I ran into a good example for the UNPIVOT operator today and I thought I’d quickly write it up so it does not get lost going forward.
I found a very simple data set that shows the number of wins per year by MLB team. The formatting is not ideal as it includes the team code as a column value:
(data set here)
I imported this data set into my SQL Server Express edition using the Import/Export wizard. The data set looks like this:
..but I want the team code to be an attribute of the data set so that I can write queries against it to easily see the most number of wins in a season regardless of team.
The easiest way to transform this data set is by using the UNPIVOT operator. Because the PIVOT and UNPIVOT operators are not used in everyday coding, it is no wonder that these are not widely understood.
Any easy way to think about these operators is to think about column names and data attributes. If you want column names to become attributes of the data set, it needs to be UNPIVOTED. If you want attributes (values) to become column names, the set needs to be PIVOTED.
In our MLB data set, team codes are set as column names. but we want them to be attributes of the data set. An UNPIVOT is in order.
To use UNPIVOT, we need to tell the operator the columns that we want to UNPIVOT. Here is a quick example from Microsoft:
-- Create the table and insert values as portrayed in the previous example. CREATE TABLE pvt (VendorID int, Emp1 int, Emp2 int, Emp3 int, Emp4 int, Emp5 int); GO INSERT INTO pvt VALUES (1,4,3,5,4,4); INSERT INTO pvt VALUES (2,4,1,5,5,5); INSERT INTO pvt VALUES (3,4,3,5,4,4); INSERT INTO pvt VALUES (4,4,2,5,5,4); INSERT INTO pvt VALUES (5,5,1,5,5,5); GO -- Unpivot the table.
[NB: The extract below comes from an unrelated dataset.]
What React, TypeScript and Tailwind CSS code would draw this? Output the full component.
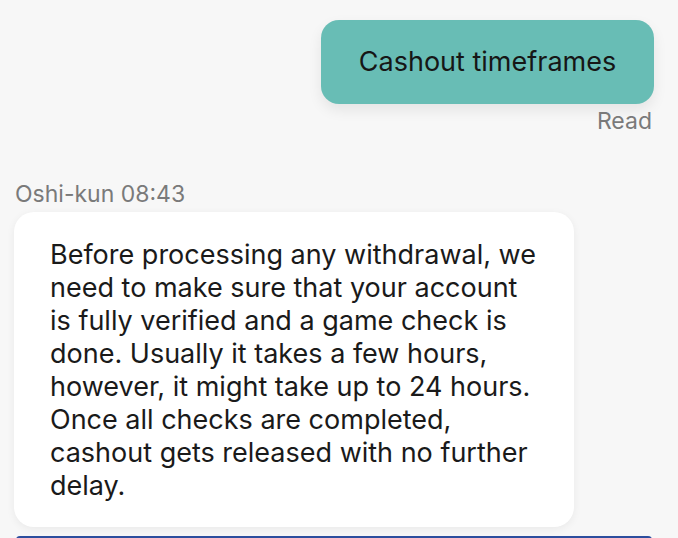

SELECT VendorID, Employee, Orders FROM (SELECT VendorID, Emp1, Emp2, Emp3, Emp4, Emp5 FROM pvt) p UNPIVOT (Orders FOR Employee IN (Emp1, Emp2, Emp3, Emp4, Emp5) )AS unpvt; GO
In the example above, you can see that after the UNPIVOT operator, they have specified a new columns named Orders and Employees. After specifying the new column names that will be created, the columns to collapse are specified.
For our example, we will create a new columns named ‘Wins’ and ‘Team’. We will then collapse all of the columns with the team code into these columns. The values go to a column called ‘Wins’ and the column name goes to a column named ‘Team’.
There are 31 columns that will collapse. To easy get these values, let’s query the system table:
Now, we have everything that we need to construct our code:
SELECT c.name+',' from sys.columns c JOIN sys.tables t on t.object_id=c.object_id and t.name='MLBRecords' WHERE LEN(c.name)=3
SELECT [Year], [G], Team, Wins FROM (SELECT * from stg.MLBRecords) p UNPIVOT (Wins FOR Team IN (ARI,ATL,BLA,BAL,BOS,CHC,CHW,CIN,CLE,COL,DET,HOU,KCR,LAA,LAD,MIA,MIL,MIN,NYM,NYY,OAK,PHI,PIT,SDP,SFG,SEA,STL,TBR,TEX,TOR,WSN)) as UNPVT
And the output looks much better now:
You can always run an internet search to remind yourself of the syntax for PIVOT and UNPIVOT. The most important thing to remember is that if you want values to become columns, use PIVOT. If you want columns to become values, use UNPIVOT.